The cap on low-wage positions
The most significant constraint is the cap on the proportion of low-wage temporary foreign workers a single employer can have at a work site. As of writing, ESDC limits the share of a workforce at any location that may be filled by low-wage temporary foreign workers — verify the current cap percentage on Canada.ca, as it has been adjusted over time and varies by sector and whether the employer has been in the program before.
New employers to the TFWP (or those with no prior low-wage LMIA approvals at that location) face a lower initial cap. Employers in certain higher-need sectors or regions may qualify for a higher cap. Exceeding the cap is a refusal ground; plan your workforce numbers carefully before applying.
Employer-paid obligations in the low-wage stream
Employers hiring under the low-wage stream must take on obligations that do not apply to high-wage positions:
Return transportation: The employer must pay for or arrange return transportation to the worker's home country at the end of the work period (or if the employer terminates the worker early).
Housing: The employer must either provide adequate housing or ensure that suitable housing is available to the worker and provide the worker with the details before they arrive. Some employers provide on-site accommodations; others provide a housing allowance or list of available rentals.
Workplace safety coverage: Employers must enroll the worker in provincial workplace safety insurance (WSIB in Ontario) before the worker begins employment.
Recruitment of underrepresented groups: Employers in the low-wage stream are expected to demonstrate that they considered hiring from underrepresented groups in Canada (Indigenous peoples, youth, newcomers, people with disabilities) as part of their recruitment effort.

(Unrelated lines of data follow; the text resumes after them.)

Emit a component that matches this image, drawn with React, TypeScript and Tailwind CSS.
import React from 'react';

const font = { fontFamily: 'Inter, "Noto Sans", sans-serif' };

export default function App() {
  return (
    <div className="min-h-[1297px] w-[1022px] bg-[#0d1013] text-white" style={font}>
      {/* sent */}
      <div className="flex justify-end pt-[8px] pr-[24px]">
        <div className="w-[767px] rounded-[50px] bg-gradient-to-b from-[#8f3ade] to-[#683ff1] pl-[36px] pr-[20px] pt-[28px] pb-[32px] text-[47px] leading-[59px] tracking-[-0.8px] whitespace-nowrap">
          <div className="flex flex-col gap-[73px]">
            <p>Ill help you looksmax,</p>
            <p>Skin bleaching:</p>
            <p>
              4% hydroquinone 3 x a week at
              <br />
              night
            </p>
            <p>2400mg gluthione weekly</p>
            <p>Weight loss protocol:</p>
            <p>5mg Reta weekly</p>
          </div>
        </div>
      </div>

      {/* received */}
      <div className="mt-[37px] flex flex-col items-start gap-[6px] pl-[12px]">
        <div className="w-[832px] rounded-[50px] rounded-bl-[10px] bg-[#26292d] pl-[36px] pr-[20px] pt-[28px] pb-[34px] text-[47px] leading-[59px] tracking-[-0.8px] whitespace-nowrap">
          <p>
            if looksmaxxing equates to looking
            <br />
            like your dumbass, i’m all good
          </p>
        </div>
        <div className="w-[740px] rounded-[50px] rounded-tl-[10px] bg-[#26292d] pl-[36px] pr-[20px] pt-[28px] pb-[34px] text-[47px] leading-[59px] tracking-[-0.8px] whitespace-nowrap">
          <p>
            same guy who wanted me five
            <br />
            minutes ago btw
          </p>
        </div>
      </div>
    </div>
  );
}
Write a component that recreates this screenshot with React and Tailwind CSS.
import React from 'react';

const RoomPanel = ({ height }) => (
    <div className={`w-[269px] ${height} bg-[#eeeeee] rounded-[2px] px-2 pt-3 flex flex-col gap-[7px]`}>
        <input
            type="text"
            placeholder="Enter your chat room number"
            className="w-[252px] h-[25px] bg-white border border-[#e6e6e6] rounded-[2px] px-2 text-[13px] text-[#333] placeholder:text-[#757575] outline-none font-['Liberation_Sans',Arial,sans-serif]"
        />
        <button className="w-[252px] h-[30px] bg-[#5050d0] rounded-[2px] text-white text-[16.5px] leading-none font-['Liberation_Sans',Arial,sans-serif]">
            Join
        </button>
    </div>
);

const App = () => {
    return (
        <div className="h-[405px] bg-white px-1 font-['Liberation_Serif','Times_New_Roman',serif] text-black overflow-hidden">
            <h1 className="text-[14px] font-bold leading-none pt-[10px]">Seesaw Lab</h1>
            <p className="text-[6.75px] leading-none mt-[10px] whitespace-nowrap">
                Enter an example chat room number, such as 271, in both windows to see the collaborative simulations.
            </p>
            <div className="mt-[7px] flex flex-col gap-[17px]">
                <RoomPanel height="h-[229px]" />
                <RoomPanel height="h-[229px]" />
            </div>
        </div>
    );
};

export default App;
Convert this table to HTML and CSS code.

No transition plan required
Unlike the high-wage stream, the low-wage stream does not require a formal transition plan document. However, ESDC still expects to see that the employer made genuine attempts to recruit Canadians before seeking a foreign worker.
Side-by-side comparison
| Feature | High-Wage Stream | Low-Wage Stream |
|---|---|---|
| Wage threshold | At or above provincial median | Below provincial median |
| Transition plan | Required | Not required |
| Cap on % of workforce | None | Yes — verify current % on Canada.ca |
| Return transportation | Generally not required | Employer must pay |
| Housing | Not required | Must provide or arrange |
| Recruit underrepresented groups | Expected | Explicitly required |
Frequently asked questions
What if we offer a wage just below the median? Can we bump it up to avoid low-wage requirements?
You can offer a higher wage — and if it is genuine and sustainable, the position would fall into the high-wage stream. However, ESDC will verify that the wage is real and consistent with what comparable workers at your business earn. Artificially inflating wages to escape the low-wage cap could be flagged during a compliance inspection.
If an employee gets a raise after the LMIA is approved, does the stream change?
The stream is determined at the time of application. Wage changes after the LMIA is issued do not retroactively change the stream or the obligations that applied to the original application. Consult an immigration lawyer before making material wage changes — they may affect work permit conditions.
Does the low-wage cap apply per location or per company?
As of writing, the cap generally applies at the work site (location) level, not across the entire company. A multi-location employer could have different cap situations at different sites. Verify current ESDC guidance on Canada.ca.
Can a position change streams on a renewal application?
Yes. If wages have changed, the renewal LMIA is assessed under whichever stream applies at the time of the new application.